For much of a sodden afternoon, that canine encounter looked set to be the story of the day, given that the peloton had effectively called a truce once Evenepoel had remounted and latched back on. For the bones of 100km beneath driving rain, the bunch would chase the day's early escapees at a sensibly measured pace.
Down at the finish on Salerno's seafront, television reporters were already instructing their camera operators to track Evenepoel's every move on crossing the line when their attention was hurriedly called to events still unfolding out on the road. Their voiceovers would need some rewriting.
With 7km remaining, a mass crash saw maglia rosa Andreas Leknessund (DSM) and Primož Roglič (Jumbo-Visma) among those involved, with both men forced into the frantic pursuit of the small leading group that was being led by Evenepoel's Soudal-QuickStep guard. For a few dizzying kilometres before the race was stitched unevenly back together, it even looked as though Evenepoel might retake the pink jersey.
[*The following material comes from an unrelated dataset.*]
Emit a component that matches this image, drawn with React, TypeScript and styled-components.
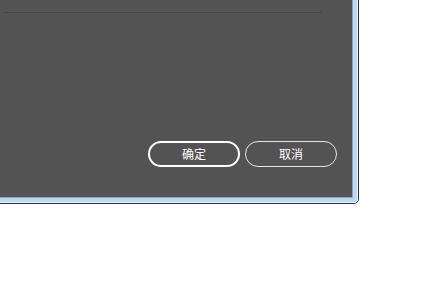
import React from "react";
import styled, { createGlobalStyle } from "styled-components";

const Global = createGlobalStyle`
  html, body { margin: 0; padding: 0; background: #ffffff; overflow: hidden; }
  body { font-family: "Noto Sans CJK SC", "Noto Sans", sans-serif; }
`;

const Frame = styled.div`
  box-sizing: border-box;
  margin: -7px 0 0 -7px;
  width: 366px;
  height: 211px;
  border: 1px solid #2e2e2e;
  border-radius: 5px;
  display: flex;
  overflow: hidden;
`;

const Glass = styled.div`
  flex: 1;
  display: flex;
  background: #b9d8f8;
  border-right: 1px solid #eef6ff;
  border-bottom: 1px solid #eef6ff;
  border-radius: 0 0 4px 0;
  padding: 4px;
`;

const Client = styled.div`
  box-sizing: border-box;
  flex: 1;
  border: 1px solid #8ea3b8;
  border-radius: 1px;
  background: #535353;
  display: flex;
  flex-direction: column;
  padding: 13px 15px 30px 6px;
`;

const Divider = styled.div`
  height: 1px;
  background: #464646;
  margin-right: 15px;
`;

const Spacer = styled.div`
  flex: 1;
`;

const ButtonRow = styled.div`
  display: flex;
  justify-content: flex-end;
  gap: 5px;
`;

const Button = styled.button<{ $primary?: boolean }>`
  box-sizing: border-box;
  width: 92px;
  height: 26px;
  border-radius: 13px;
  border: ${(p) => (p.$primary ? "2px solid #ffffff" : "1px solid #e8e8e8")};
  background: transparent;
  color: #ffffff;
  font-family: "Noto Sans CJK SC", "Noto Sans", sans-serif;
  font-size: 12px;
  line-height: 1;
  padding: 0;
  display: flex;
  align-items: center;
  justify-content: center;
  cursor: pointer;
`;

export default function App() {
  return (
    <>
      <Global />
      <Frame>
        <Glass>
          <Client>
            <Divider />
            <Spacer />
            <ButtonRow>
              <Button $primary>确定</Button>
              <Button>取消</Button>
            </ButtonRow>
          </Client>
        </Glass>
      </Frame>
    </>
  );
}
Once the front group passed safely through the 3km to go banner, it seemed as though the day's drama had abated, but the Giro hadn't stopped Giro-ing. It never does. Moments later, Evenepoel was sprawled on the tarmac after a crash involving half a dozen or so riders.
The extent of his injuries was unclear, but his rage was evident when he stood gingerly to his feet and began exasperatedly calling for a replacement bike. A fresh steed was eventually procured, and Evenepoel began soft-pedalling towards the finish.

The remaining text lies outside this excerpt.